> [AVAILABLE DATA]
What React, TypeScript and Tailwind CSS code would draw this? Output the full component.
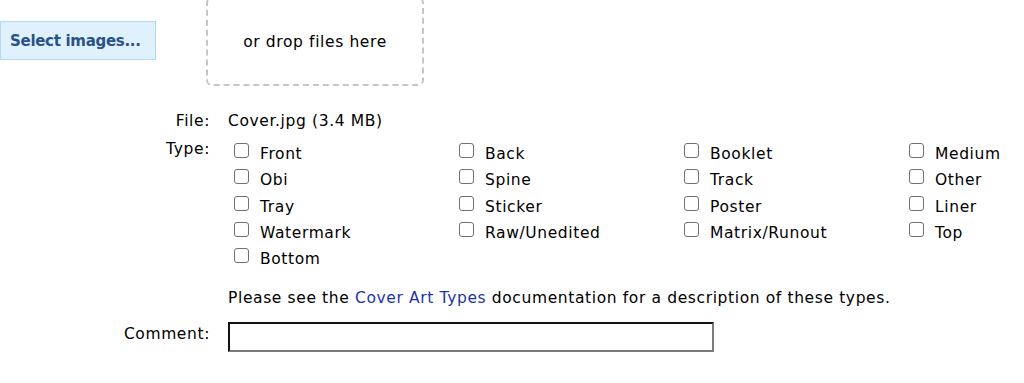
import React from "react";

const types = [
  "Front", "Back", "Booklet", "Medium",
  "Obi", "Spine", "Track", "Other",
  "Tray", "Sticker", "Poster", "Liner",
  "Watermark", "Raw/Unedited", "Matrix/Runout", "Top",
  "Bottom",
];

export default function App() {
  return (
    <div className="w-[1024px] h-[383px] overflow-hidden bg-white text-black text-[15.5px] leading-[18px] tracking-[0.62px]" style={{ fontFamily: '"DejaVu Sans", Verdana, sans-serif' }}>
      <div className="flex items-start">
        <button className="mt-[21px] h-[39px] w-[156px] bg-[#dff1fd] border border-[#b3daf3] text-[#2b5287] font-bold text-left pl-[9px] text-[15px] tracking-[-0.3px]">
          Select images...
        </button>
        <div className="ml-[50px] mt-[-3px] h-[89px] w-[218px] border-2 border-dashed border-[#c6c6c6] rounded-[6px] flex items-center justify-center">
          or drop files here
        </div>
      </div>

      <div className="mt-[26px] grid grid-cols-[210px_1fr] gap-x-[18px]">
        <div className="text-right">File:</div>
        <div>Cover.jpg (3.4 MB)</div>

        <div className="text-right mt-[10px]">Type:</div>
        <div className="mt-[11px] grid grid-cols-[225px_225px_225px_225px]">
          {types.map((t) => (
            <label key={t} className="h-[26.25px] flex items-start">
              <span className="ml-[6px] mt-[2px] w-[15px] h-[15px] border border-[#717171] rounded-[3px] bg-white shrink-0" />
              <span className="ml-[11px] mt-[4px] whitespace-nowrap">{t}</span>
            </label>
          ))}
        </div>

        <div />
        <div className="mt-[17px] whitespace-nowrap">
          Please see the <a className="text-[#1c34a6]">Cover Art Types</a> documentation for a description of these types.
        </div>

        <div className="text-right mt-[16px] pt-[2px]">Comment:</div>
        <div className="mt-[15px]">
          <input
            type="text"
            className="block w-[486px] h-[30px] border-2 border-t-[#111] border-l-[#111] border-b-[#7a7a7a] border-r-[#7a7a7a] outline-none"
          />
        </div>
      </div>
    </div>
  );
}
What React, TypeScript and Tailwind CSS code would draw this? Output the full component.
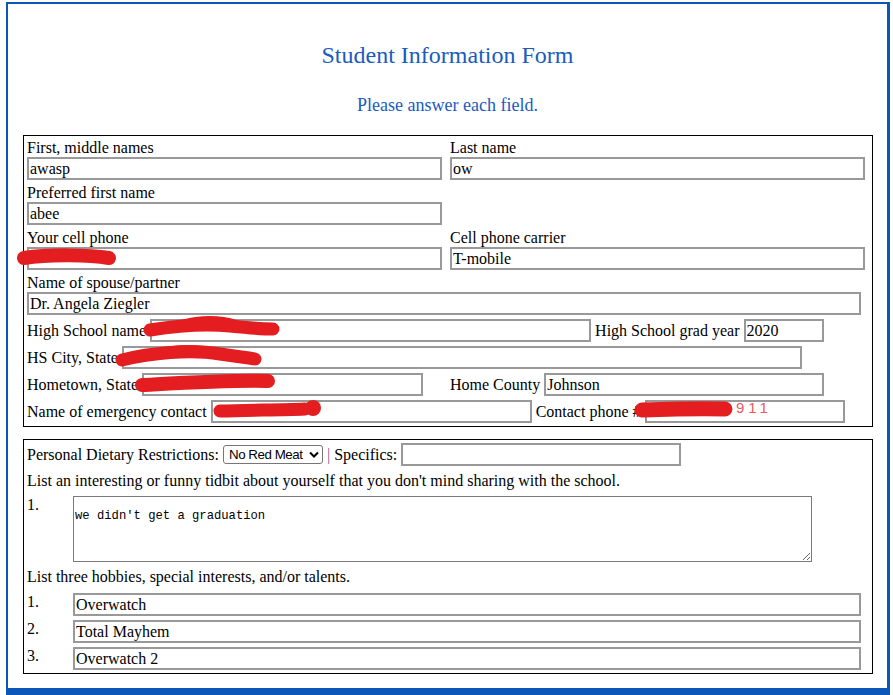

> [EXERCISE PROMPT]
Give every line back word for word and leave the pictures out.

> [RESPONSE TO THE TASK]
What React, TypeScript and Tailwind CSS code would draw this? Output the full component.
import React from "react";

const types = [
  "Front", "Back", "Booklet", "Medium",
  "Obi", "Spine", "Track", "Other",
  "Tray", "Sticker", "Poster", "Liner",
  "Watermark", "Raw/Unedited", "Matrix/Runout", "Top",
  "Bottom",
];

export default function App() {
  return (
    <div className="w-[1024px] h-[383px] overflow-hidden bg-white text-black text-[15.5px] leading-[18px] tracking-[0.62px]" style={{ fontFamily: '"DejaVu Sans", Verdana, sans-serif' }}>
      <div className="flex items-start">
        <button className="mt-[21px] h-[39px] w-[156px] bg-[#dff1fd] border border-[#b3daf3] text-[#2b5287] font-bold text-left pl-[9px] text-[15px] tracking-[-0.3px]">
          Select images...
        </button>
        <div className="ml-[50px] mt-[-3px] h-[89px] w-[218px] border-2 border-dashed border-[#c6c6c6] rounded-[6px] flex items-center justify-center">
          or drop files here
        </div>
      </div>

      <div className="mt-[26px] grid grid-cols-[210px_1fr] gap-x-[18px]">
        <div className="text-right">File:</div>
        <div>Cover.jpg (3.4 MB)</div>

        <div className="text-right mt-[10px]">Type:</div>
        <div className="mt-[11px] grid grid-cols-[225px_225px_225px_225px]">
          {types.map((t) => (
            <label key={t} className="h-[26.25px] flex items-start">
              <span className="ml-[6px] mt-[2px] w-[15px] h-[15px] border border-[#717171] rounded-[3px] bg-white shrink-0" />
              <span className="ml-[11px] mt-[4px] whitespace-nowrap">{t}</span>
            </label>
          ))}
        </div>

        <div />
        <div className="mt-[17px] whitespace-nowrap">
          Please see the <a className="text-[#1c34a6]">Cover Art Types</a> documentation for a description of these types.
        </div>

        <div className="text-right mt-[16px] pt-[2px]">Comment:</div>
        <div className="mt-[15px]">
          <input
            type="text"
            className="block w-[486px] h-[30px] border-2 border-t-[#111] border-l-[#111] border-b-[#7a7a7a] border-r-[#7a7a7a] outline-none"
          />
        </div>
      </div>
    </div>
  );
}
What React, TypeScript and Tailwind CSS code would draw this? Output the full component.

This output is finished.